Dawkins zufolge lässt sich auch eindeutig altruistisches (selbstloses) Verhalten von Individuen durch den Egoismus der Gene erklären (→ Verwandtenselektion). Hilfe unter Verwandten ist ein selbstloser Akt, denn das einzelne Individuum hat dadurch meist keinerlei Vorteile. Für das Gen, welches die Veranlagung zur Verwandtenhilfe festlegt, kann es jedoch unter bestimmten Bedingungen durchaus günstig sein, das andere Individuum zu retten. Denn unter den engsten Verwandten (Eltern, Kindern, Geschwistern) beträgt die Chance, dass der andere das gleiche Gen trägt, 50 Prozent. Wenn also die Gefahr oder der Schaden für den Helfer weniger als halb so groß ist wie der Gewinn für den Empfänger, wird sich auf diese Weise das Gen stärker verbreiten. Denn im Mittel werden dann über die Generationen mehr Kopien des Gens erhalten.

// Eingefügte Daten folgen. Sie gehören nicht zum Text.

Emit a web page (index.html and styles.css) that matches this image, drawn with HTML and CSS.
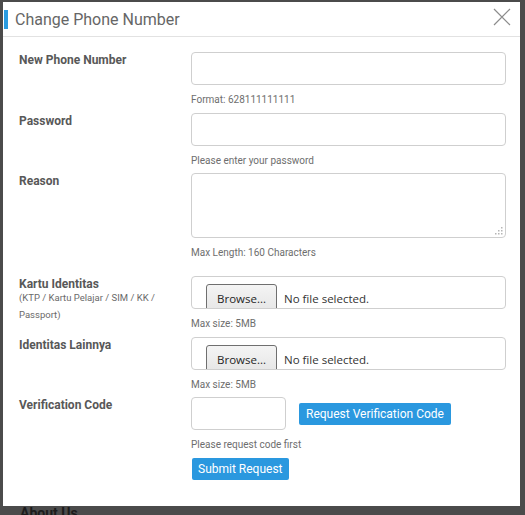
FILE: index.html
```html
<!DOCTYPE html>
<html lang="en">
<head>
<meta charset="utf-8">
<title>Change Phone Number</title>
<link rel="stylesheet" href="styles.css">
</head>
<body>
<div class="page">
  <div class="page-footer">About Us</div>
</div>
<div class="modal">
  <div class="modal-header">
    <span class="title-bar"></span>
    <h1 class="modal-title">Change Phone Number</h1>
    <button class="close" type="button" aria-label="Close">
      <svg width="18" height="18" viewBox="0 0 18 18"><path d="M1 1L17 17M17 1L1 17" stroke="#8c8c8c" stroke-width="1.2" fill="none"/></svg>
    </button>
  </div>
  <form class="modal-body">
    <div class="row">
      <label class="label">New Phone Number</label>
      <div class="field">
        <input class="input" type="text">
        <div class="help">Format: 628111111111</div>
      </div>
    </div>
    <div class="row">
      <label class="label">Password</label>
      <div class="field">
        <input class="input" type="password">
        <div class="help help-tight">Please enter your password</div>
      </div>
    </div>
    <div class="row">
      <label class="label">Reason</label>
      <div class="field">
        <div class="textarea-wrap">
          <textarea class="textarea"></textarea>
          <svg class="grip" width="9" height="9" viewBox="0 0 9 9"><g fill="#b5b5b5"><rect x="7" y="1" width="1.5" height="1.5"/><rect x="4" y="4" width="1.5" height="1.5"/><rect x="7" y="4" width="1.5" height="1.5"/><rect x="1" y="7" width="1.5" height="1.5"/><rect x="4" y="7" width="1.5" height="1.5"/><rect x="7" y="7" width="1.5" height="1.5"/></g></svg>
        </div>
        <div class="help help-wide">Max Length: 160 Characters</div>
      </div>
    </div>
    <div class="row">
      <label class="label">Kartu Identitas<span class="label-sub">(KTP / Kartu Pelajar / SIM / KK /<br>Passport)</span></label>
      <div class="field">
        <div class="file"><span class="file-btn">Browse...</span><span class="file-name">No file selected.</span></div>
        <div class="help">Max size: 5MB</div>
      </div>
    </div>
    <div class="row">
      <label class="label">Identitas Lainnya</label>
      <div class="field">
        <div class="file"><span class="file-btn">Browse...</span><span class="file-name">No file selected.</span></div>
        <div class="help help-tight">Max size: 5MB</div>
      </div>
    </div>
    <div class="row">
      <label class="label">Verification Code</label>
      <div class="field">
        <div class="code-line">
          <input class="input input-code" type="text">
          <button class="btn" type="button">Request Verification Code</button>
        </div>
        <div class="help">Please request code first</div>
        <button class="btn btn-submit" type="submit">Submit Request</button>
      </div>
    </div>
  </form>
</div>
</body>
</html>
```

FILE: styles.css
```css
html, body {
  margin: 0;
  padding: 0;
}
body {
  width: 525px;
  height: 515px;
  overflow: hidden;
  background: #4b4b4b;
  font-family: Roboto, "Liberation Sans", sans-serif;
  position: relative;
}
.page {
  padding: 505px 0 0 20px;
}
.page-footer {
  font-size: 14px;
  line-height: 16px;
  font-weight: 700;
  color: #1c1c1c;
}
.modal {
  position: absolute;
  top: 2px;
  left: 3px;
  width: 517px;
  height: 504px;
  background: #fff;
}
.modal-header {
  height: 34px;
  border-bottom: 1px solid #e2e2e2;
  display: flex;
  align-items: center;
}
.title-bar {
  width: 4px;
  height: 19px;
  margin-left: 1px;
  margin-top: 1px;
  background: #2a9be0;
}
.modal-title {
  margin: 2px 0 0 7px;
  font-size: 16px;
  font-weight: 400;
  color: #666;
  line-height: 20px;
}
.close {
  margin: 6px 9px 0 auto;
  align-self: flex-start;
  padding: 0;
  border: 0;
  background: none;
  width: 18px;
  height: 18px;
  display: block;
}
.close svg {
  display: block;
}
.modal-body {
  margin: 0;
  padding: 15px 14px 0 16px;
}
.row {
  display: grid;
  grid-template-columns: 172px 315px;
}
.label {
  padding-top: 1px;
  font-size: 12px;
  line-height: 15px;
  font-weight: 700;
  color: #585858;
}
.label-sub {
  display: block;
  margin-top: -3px;
  font-size: 9.5px;
  line-height: 17px;
  font-weight: 400;
  color: #6a6a6a;
}
.field {
  display: flex;
  flex-direction: column;
  align-items: flex-start;
}
.input {
  box-sizing: border-box;
  width: 315px;
  height: 33px;
  margin: 0;
  border: 1px solid #cfcfcf;
  border-radius: 4px;
  background: #fff;
  outline: none;
}
.textarea-wrap {
  position: relative;
  width: 315px;
  height: 65px;
}
.textarea {
  box-sizing: border-box;
  display: block;
  width: 315px;
  height: 65px;
  margin: 0;
  border: 1px solid #cfcfcf;
  border-radius: 4px;
  resize: none;
  outline: none;
}
.grip {
  position: absolute;
  right: 3px;
  bottom: 3px;
}
.help {
  padding-top: 9px;
  margin-bottom: 7px;
  font-size: 10px;
  line-height: 12px;
  color: #6e6e6e;
}
.help-tight {
  margin-bottom: 6px;
}
.help-wide {
  margin-bottom: 17px;
}
.file {
  box-sizing: border-box;
  width: 315px;
  height: 33px;
  border: 1px solid #cfcfcf;
  border-radius: 4px;
  overflow: hidden;
  display: flex;
  align-items: flex-start;
  padding: 7px 0 0 14px;
  font-family: "Open Sans", "Liberation Sans", sans-serif;
}
.file-btn {
  flex: none;
  box-sizing: border-box;
  width: 71px;
  height: 31px;
  padding-top: 4px;
  line-height: 19px;
  border: 1px solid #6f6f6f;
  border-radius: 3px;
  background: linear-gradient(#f4f4f4, #e4e4e4);
  text-align: center;
  font-size: 11.5px;
  color: #1f1f1f;
}
.file-name {
  margin-left: 7px;
  padding-top: 5px;
  line-height: 19px;
  font-size: 11.5px;
  color: #333;
}
.code-line {
  display: flex;
  align-items: center;
  gap: 13px;
}
.input-code {
  width: 95px;
}
.btn {
  height: 22px;
  margin: 0;
  padding: 0 7px;
  border: 0;
  border-radius: 2px;
  background: #2a98df;
  color: #fff;
  font-family: Roboto, "Liberation Sans", sans-serif;
  font-size: 12px;
  line-height: 22px;
}
.btn-submit {
  margin-left: 1px;
  padding: 0 6px;
}
```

Am einfachsten nachzuvollziehen ist das vielleicht am Extrembeispiel, wenn jemand sein Leben für das von Verwandten opfert: wenn ich sterbe, aber zwei Geschwister dafür überleben, macht das für meine Gene keinen Unterschied; rette ich drei Geschwister, ist das für meine Gene im Durchschnitt ein Gewinn. John Burdon Sanderson Haldane drückte dies als Witz aus: Würde ich mein Leben opfern, um das Leben meines Bruders zu retten? Nein, aber ich würde, um zwei Brüder oder acht Vettern zu retten. Mit einem Vetter hat man nur 12,5 Prozent der Gene gemein.

Meme

Als Entsprechung zu seiner Sicht des Gens führt Dawkins in seinem Buch auch die Idee des Mems ein: eine Art Gedankenbaustein, der weitestgehend unverändert weitergegeben werden kann, aber auch ähnlich wie Gene mutieren kann und durch die „Eingängigkeit“, seine Speicherfähigkeit im Gehirn, unter Selektion steht. Dazu zählt Dawkins Ideen, Melodien, Theorien und Phrasen, sowie auch wissenschaftliche Theorien. Im Grunde genommen kann jegliches Gedankengut demnach in Meme zerlegt werden.

Angelehnt an die Tatsache, dass Gene über Chromosomen weitergegeben werden und es so zu Kopplungen kommen kann, gibt es, laut Dawkins, auch Meme, die gemeinsam weitergegeben werden. Beispiele für diese so genannten „Memplexe“ wären Religionen und politische Einstellungen.